The Human Resource Department of Zara is well developed. The company lays a lot of emphasis in training its employees, where sales associates are first taken through a comprehensive training program before taking up their duties. The product development teams attend high fashion exhibitions and fairs to gain insight of the latest trends of the season and produce designs to capture the market.

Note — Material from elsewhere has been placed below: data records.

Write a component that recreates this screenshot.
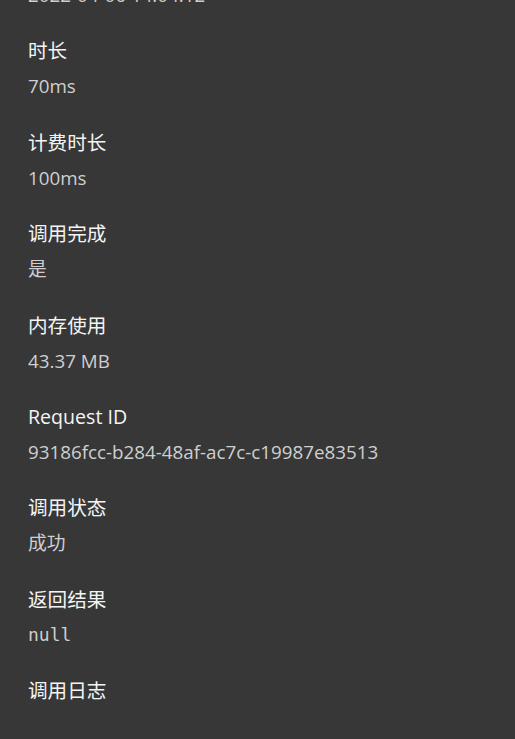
import React from 'react';

interface Item {
  label: string;
  value: string;
  mono?: boolean;
}

const items: Item[] = [
  { label: '调用时间', value: '2022-04-06 14:04:12' },
  { label: '时长', value: '70ms' },
  { label: '计费时长', value: '100ms' },
  { label: '调用完成', value: '是' },
  { label: '内存使用', value: '43.37 MB' },
  { label: 'Request ID', value: '93186fcc-b284-48af-ac7c-c19987e83513' },
  { label: '调用状态', value: '成功' },
  { label: '返回结果', value: 'null', mono: true },
  { label: '调用日志', value: '' },
];

const sans = "font-['Open_Sans','Noto_Sans_CJK_SC',sans-serif]";

export default function App() {
  return (
    <div className="h-[739px] overflow-hidden bg-[#373737]">
      <div className="pl-[28px] mt-[-52px]">
        {items.map((it) => (
          <div key={it.label} className="mb-[32.4px]">
            <div className={`${sans} text-[19.6px] leading-[24px] text-[#f4f4f4]`}>{it.label}</div>
            <div
              className={`mt-[11px] h-[24px] leading-[24px] text-[#cfcfcf] ${
                it.mono ? "font-['DejaVu_Sans_Mono',monospace] text-[18px]" : `${sans} text-[18.8px]`
              }`}
            >
              {it.value}
            </div>
          </div>
        ))}
      </div>
    </div>
  );
}
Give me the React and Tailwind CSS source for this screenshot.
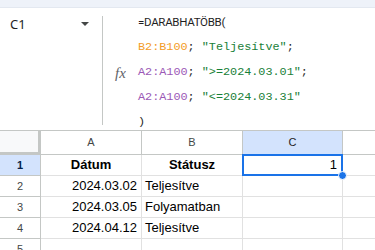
import React from 'react'

const mono = { fontFamily: '"Liberation Mono", "DejaVu Sans Mono", monospace' }

const rows = [
  { n: 1, a: 'Dátum', b: 'Státusz', c: '1', head: true },
  { n: 2, a: '2024.03.02', b: 'Teljesítve' },
  { n: 3, a: '2024.03.05', b: 'Folyamatban' },
  { n: 4, a: '2024.04.12', b: 'Teljesítve' },
  { n: 5, a: '', b: '' },
]

function FormulaBar() {
  return (
    <div className="flex h-[122px] bg-white">
      <div className="w-[102px] shrink-0 flex items-start justify-between pl-[10px] pr-[13px] pt-[7px]">
        <span className="text-[13px] text-[#1f1f1f]">C1</span>
        <span className="mt-[7px] w-0 h-0 border-l-[4px] border-r-[4px] border-t-[4px] border-l-transparent border-r-transparent border-t-[#444746]"></span>
      </div>
      <div className="w-px bg-[#c4c7c5] mt-[8px] mb-[5px]"></div>
      <div className="w-[35px] shrink-0 flex items-center justify-center pt-[8px]">
        <span className="text-[15px] italic text-[#5f6368]" style={{ fontFamily: '"Liberation Serif", serif' }}>fx</span>
      </div>
      <div className="pt-[2px] text-[11.8px] leading-[25px] text-[#1f1f1f]" style={mono}>
        <div className="tracking-[-0.3px]" style={{ fontFamily: 'Roboto, "Liberation Sans", sans-serif', fontSize: '11.5px' }}>=DARABHATÖBB(</div>
        <div>
          <span className="text-[#f39c26]">B2:B100</span>; <span className="text-[#188038]">"Teljesítve"</span>;
        </div>
        <div>
          <span className="text-[#9b59b6]">A2:A100</span>; <span className="text-[#188038]">"&gt;=2024.03.01"</span>;
        </div>
        <div>
          <span className="text-[#9b59b6]">A2:A100</span>; <span className="text-[#188038]">"&lt;=2024.03.31"</span>
        </div>
        <div>)</div>
      </div>
    </div>
  )
}

function Grid() {
  const cols = 'grid grid-cols-[41px_101px_101px_100px_1fr]'
  return (
    <div className="text-[13px] text-black" style={{ fontFamily: '"Liberation Sans", Arial, sans-serif' }}>
      <div className={`${cols} h-[25px] border-t border-[#c4c7c5]`}>
        <div className="bg-[#f8f9fa] border-r-[3px] border-b-[3px] border-[#c4c7c5]"></div>
        <div className="flex items-center justify-center text-[11px] text-[#444746] border-r border-b border-[#c4c7c5]">A</div>
        <div className="flex items-center justify-center text-[11px] text-[#444746] border-r border-b border-[#c4c7c5]">B</div>
        <div className="flex items-center justify-center text-[11px] text-[#1f1f1f] bg-[#d3e3fd] border-r border-b border-[#c4c7c5]">C</div>
        <div className="border-b border-[#c4c7c5]"></div>
      </div>
      {rows.map((r) => (
        <div key={r.n} className={`${cols} h-[21px]`}>
          <div
            className={
              r.head
                ? 'flex items-center justify-center text-[11px] font-bold text-[#041e49] bg-[#d3e3fd] border-r border-b border-[#c4c7c5]'
                : 'flex items-center justify-center text-[11px] text-[#444746] border-r border-b border-[#c4c7c5]'
            }
          >
            {r.n}
          </div>
          <div className={r.head ? 'flex items-center justify-center font-bold border-r border-b border-[#e1e1e1]' : 'flex items-center justify-end pr-[4px] border-r border-b border-[#e1e1e1]'}>
            {r.a}
          </div>
          <div className={r.head ? 'flex items-center justify-center font-bold border-r border-b border-[#e1e1e1]' : 'flex items-center pl-[3px] border-r border-b border-[#e1e1e1]'}>
            {r.b}
          </div>
          {r.head ? (
            <div className="relative -mt-px -ml-px h-[22px] flex items-center justify-end pr-[4px] border-2 border-[#1a73e8]">
              {r.c}
              <span className="absolute -right-[6px] -bottom-[6px] w-[9px] h-[9px] rounded-full bg-[#1a73e8] border border-white"></span>
            </div>
          ) : (
            <div className="border-r border-b border-[#e1e1e1]"></div>
          )}
          <div className="border-b border-[#e1e1e1]"></div>
        </div>
      ))}
    </div>
  )
}

export default function App() {
  return (
    <div className="w-[375px] h-[250px] overflow-hidden bg-white">
      <div className="h-[8px] bg-[#eef2f9] border-b border-[#e3e8f0]"></div>
      <FormulaBar />
      <Grid />
    </div>
  )
}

Zara has a pyramid model of hierarchy, but store managers having their work autonomy so as to motivate and afford opportunity to feel like valued stakeholders of their own store. The Zara Company’s CEO is keen on making sure that there is disconnection between the headquarters and the store. The company owners also believe in employee satisfaction and motivation as factors of improving their productivity and efficiency. In general, it would be almost impossible for a competitor to exactly duplicate Zara’s unique business strategies which are responsible for its growth and competitive advantage (Lincoln & Thomassen, 2009). Zara’s future looks promising, it should consider expanding into other countries mainly Africa and Asia where there is an increasing population of fashion sensitive consumers.
Conclusion
This project has provided much insight into the fashion industry. It has been interesting to learn that the fashion industry is more of a highly-labor intensive” than a capital-intensive industry. This is because fashion retailers and apparel manufactures usually seek to lower their costs by outsourcing production activities to those developing countries with plenty lowest labor rates. The Case Study has also helped gain understanding that not all global firms undertake aggressive advertising and promotional activities to stay relevant in the marketplace.

References:
Torun, F. (2007). ZARA – A European fashion brand. München: GRIN Verlag GmbH.
Pahl, N., & Mohring, W. (2008). Successful business models in the fashion retail industry: Strategic audit of H&M compared to ZARA. Norderstedt, Germany: GRIN Verlag.
Lincoln, K., & Thomassen, L. (2009). How to Succeed at Retail: Winning Case Studies and Strategies for Retailers and Brands. London: Kogan Page.